Schiff: Fed's 'heroin' is about to wear off

While traders obsess over the timing of the Fed's next rate hike, Peter Schiff has a simple message for Wall Street: don't.

On CNBC's "Trading Nation," the outspoken investor said the central bank is "bluffing" and instead of waiting for a rate increase, traders should have their sights set on another round of quantitative easing.

"We are addicted to zero percent rates," he said. Schiff says that raising rates would "pop" the stock and real estate bubble that the Federal Reserve has created through its low-rate policies. And that would send the U.S. economy into a catastrophic recession. By his reasoning, the Fed will do anything to prevent stocks from falling. In fact, he sees more stimulus ahead.

Read MoreFed: June rate hike unlikely

"I think they're going to do another round of quantitative easing," added Schiff, CEO of Euro Pacific Capital. But according to Schiff, even another round of easy monetary policy won't be able to stop what he calls an impending crisis.
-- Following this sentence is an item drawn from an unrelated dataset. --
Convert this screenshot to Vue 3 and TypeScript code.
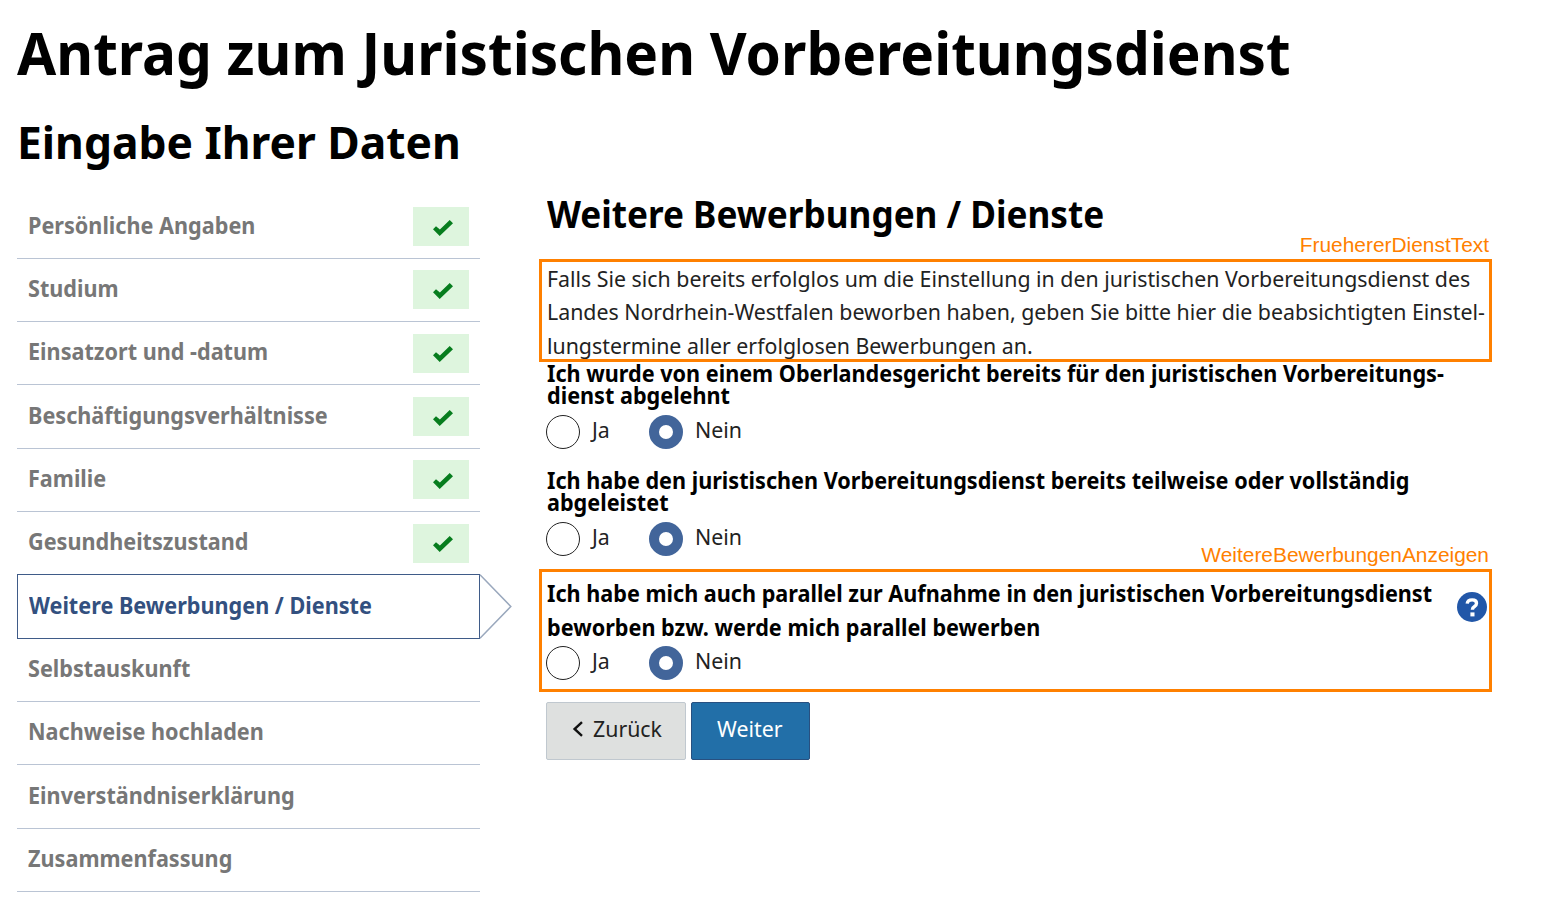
<script setup lang="ts">
interface Step {
  label: string
  done?: boolean
  active?: boolean
}

interface Question {
  id: string
  lines: string[]
  annotation?: string
  help?: boolean
}

const steps: Step[] = [
  { label: 'Persönliche Angaben', done: true },
  { label: 'Studium', done: true },
  { label: 'Einsatzort und -datum', done: true },
  { label: 'Beschäftigungsverhältnisse', done: true },
  { label: 'Familie', done: true },
  { label: 'Gesundheitszustand', done: true },
  { label: 'Weitere Bewerbungen / Dienste', active: true },
  { label: 'Selbstauskunft' },
  { label: 'Nachweise hochladen' },
  { label: 'Einverständniserklärung' },
  { label: 'Zusammenfassung' },
]

const intro: string[] = [
  'Falls Sie sich bereits erfolglos um die Einstellung in den juristischen Vorbereitungsdienst des',
  'Landes Nordrhein-Westfalen beworben haben, geben Sie bitte hier die beabsichtigten Einstel-',
  'lungstermine aller erfolglosen Bewerbungen an.',
]

const questions: Question[] = [
  {
    id: 'abgelehnt',
    lines: [
      'Ich wurde von einem Oberlandesgericht bereits für den juristischen Vorbereitungs-',
      'dienst abgelehnt',
    ],
  },
  {
    id: 'abgeleistet',
    lines: [
      'Ich habe den juristischen Vorbereitungsdienst bereits teilweise oder vollständig',
      'abgeleistet',
    ],
  },
  {
    id: 'parallel',
    lines: [
      'Ich habe mich auch parallel zur Aufnahme in den juristischen Vorbereitungsdienst',
      'beworben bzw. werde mich parallel bewerben',
    ],
    annotation: 'WeitereBewerbungenAnzeigen',
    help: true,
  },
]
</script>

<template>
  <div class="page">
    <h1><span class="fit">Antrag zum Juristischen Vorbereitungsdienst</span></h1>
    <h2><span class="fit">Eingabe Ihrer Daten</span></h2>
    <div class="columns">
      <nav class="steps">
        <div
          v-for="step in steps"
          :key="step.label"
          class="step"
          :class="{ active: step.active }"
        >
          <span class="fit">{{ step.label }}</span>
          <div v-if="step.done" class="badge">
            <svg viewBox="0 0 20 16" width="20" height="16">
              <path d="M0 9.2 3 6.2 6.9 9.6 16.7 0 20 3.3 6.7 16Z" fill="#077d1e" />
            </svg>
          </div>
          <svg v-if="step.active" class="arrow" width="34" height="65" viewBox="0 0 34 65">
            <path d="M1 .8 31.8 32.5 1 64.2" fill="#fff" stroke="#9aa8bd" stroke-width="1.5" />
          </svg>
        </div>
      </nav>

      <main class="content">
        <h3><span class="fit">Weitere Bewerbungen / Dienste</span></h3>
        <div class="intro">
          <div v-for="line in intro" :key="line"><span class="fit">{{ line }}</span></div>
          <div class="frame intro-frame"><span class="tag">FruehererDienstText</span></div>
        </div>

        <section
          v-for="q in questions"
          :key="q.id"
          class="question"
          :class="{ framed: q.annotation }"
        >
          <div class="legend">
            <div v-for="line in q.lines" :key="line"><span class="fit">{{ line }}</span></div>
          </div>
          <div class="options">
            <span class="radio"></span>
            <span class="option-label ja"><span class="fit">Ja</span></span>
            <span class="radio checked"></span>
            <span class="option-label"><span class="fit">Nein</span></span>
          </div>
          <svg v-if="q.help" class="help" width="30" height="30" viewBox="0 0 30 30">
            <circle cx="15" cy="15" r="15" fill="#2257a8" />
            <path
              d="M10.2 11.6Q10.6 7.9 15.2 7.9Q19.5 7.9 19.5 11.3Q19.5 13.3 17.5 14.5Q15.4 15.7 15.4 17.8"
              fill="none"
              stroke="#fff"
              stroke-width="3.4"
            />
            <rect x="13.4" y="20.4" width="4.1" height="4" fill="#fff" />
          </svg>
          <div v-if="q.annotation" class="frame question-frame">
            <span class="tag">{{ q.annotation }}</span>
          </div>
        </section>

        <div class="buttons">
          <button type="button" class="back">
            <svg width="11" height="16" viewBox="0 0 11 16">
              <path d="M10 1.2 2.6 8 10 14.8" fill="none" stroke="#111" stroke-width="2.4" />
            </svg>
            <span class="fit">Zurück</span>
          </button>
          <button type="button" class="next"><span class="fit">Weiter</span></button>
        </div>
      </main>
    </div>
  </div>
</template>

<style>
body {
  margin: 0;
  background: #fff;
}
</style>

<style scoped>
.page {
  box-sizing: border-box;
  width: 1541px;
  height: 919px;
  overflow: hidden;
  padding: 13px 0 0 17px;
  font: 400 22.5px/33.75px 'Noto Sans', 'Open Sans', sans-serif;
  color: #222;
}

h1,
h2,
h3 {
  margin: 0;
  font-weight: 700;
  color: #000;
  white-space: nowrap;
}

.fit {
  display: inline-block;
  transform: scaleX(0.948);
  transform-origin: 0 50%;
  white-space: nowrap;
}

h1 {
  height: 78px;
  font-size: 58.5px;
  line-height: 78px;
}

h1 .fit {
  transform: scaleX(0.97);
}

h2 {
  height: 104px;
  font-size: 45px;
  line-height: 102px;
}

h2 .fit {
  transform: scaleX(0.985);
}

h3 {
  height: 66.6px;
  font-size: 36.8px;
  line-height: 39px;
}

h3 .fit {
  transform: scaleX(0.955);
}

.columns {
  display: grid;
  grid-template-columns: 463px 945px;
  column-gap: 67px;
}

.steps {
  padding-top: 0.4px;
}

.step {
  position: relative;
  display: flex;
  box-sizing: border-box;
  height: 63.33px;
  align-items: center;
  justify-content: space-between;
  padding: 0 11px 0 10.5px;
  border-bottom: 1px solid #bac4d4;
  color: #777;
  font-weight: 700;
}

.step .fit {
  margin-top: -2px;
}

.step .fit,
.legend .fit {
  transform: scaleX(0.961);
}

.step.active {
  margin-top: -1px;
  height: 64.33px;
  border: 1px solid #3f5b88;
  color: #33507f;
}

.badge {
  display: flex;
  width: 56px;
  height: 39px;
  align-items: center;
  justify-content: center;
  background: #def5de;
}

.badge svg {
  margin: 2px 0 0 3px;
}

.arrow {
  position: absolute;
  top: -1px;
  left: 461px;
}

.intro {
  position: relative;
}

.frame {
  position: absolute;
  box-sizing: border-box;
  left: -8px;
  width: 953px;
  border: 3px solid #ff8000;
}

.intro-frame {
  top: -2.6px;
  height: 103px;
}

.tag {
  position: absolute;
  right: 0;
  top: -29px;
  font: 20.9px/24px 'Liberation Sans', Arial, sans-serif;
  color: #ff8000;
}

.question {
  position: relative;
  height: 107px;
}

.legend {
  height: 52px;
  font-weight: 700;
  line-height: 22.5px;
  color: #000;
}

.framed {
  height: 125px;
}

.framed .legend {
  height: 69px;
  line-height: 33.75px;
}

.options {
  display: flex;
  height: 34px;
  align-items: center;
}

.radio {
  box-sizing: border-box;
  width: 34px;
  height: 34px;
  flex: none;
  margin-left: -1px;
  border: 1.4px solid #222;
  border-radius: 50%;
  background: #fff;
}

.radio.checked {
  border: 10px solid #42659a;
}

.option-label {
  margin: -3px 0 0 12px;
}

.option-label.ja {
  width: 58px;
}

.question-frame {
  top: -8px;
  height: 123px;
}

.help {
  position: absolute;
  top: 15px;
  left: 910px;
}

.buttons {
  display: flex;
  gap: 5px;
  margin-left: -1px;
}

button {
  display: flex;
  box-sizing: border-box;
  height: 58px;
  align-items: center;
  padding: 0 0 4px 25px;
  border: 1px solid #c0c8cf;
  border-radius: 2px;
  font: inherit;
  color: #222;
}

.back {
  width: 140px;
  gap: 10px;
  background: #dee0df;
}

.next {
  width: 119px;
  border-color: #285080;
  background: #226fa8;
  color: #fff;
}
</style>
"When the dollar finally does collapse based on our failure to raise rates and our launching QE4, it's going to be that kind of inflation and currency crisis that will ultimately force the Fed's hand," he said. "That's when we're going to be in some real trouble."

And according to Schiff, there's no telling how bad it could get. "We've had a huge dose of this monetary heroin and it takes a while for that high to wear off," he said. "We've just postponed the pain."

Of course, Schiff has made similar predictions in the past. And although he has correctly forecast the lack of Fed rate hikes, some of his other predictions—including gold going to $5,000—have yet to pan out.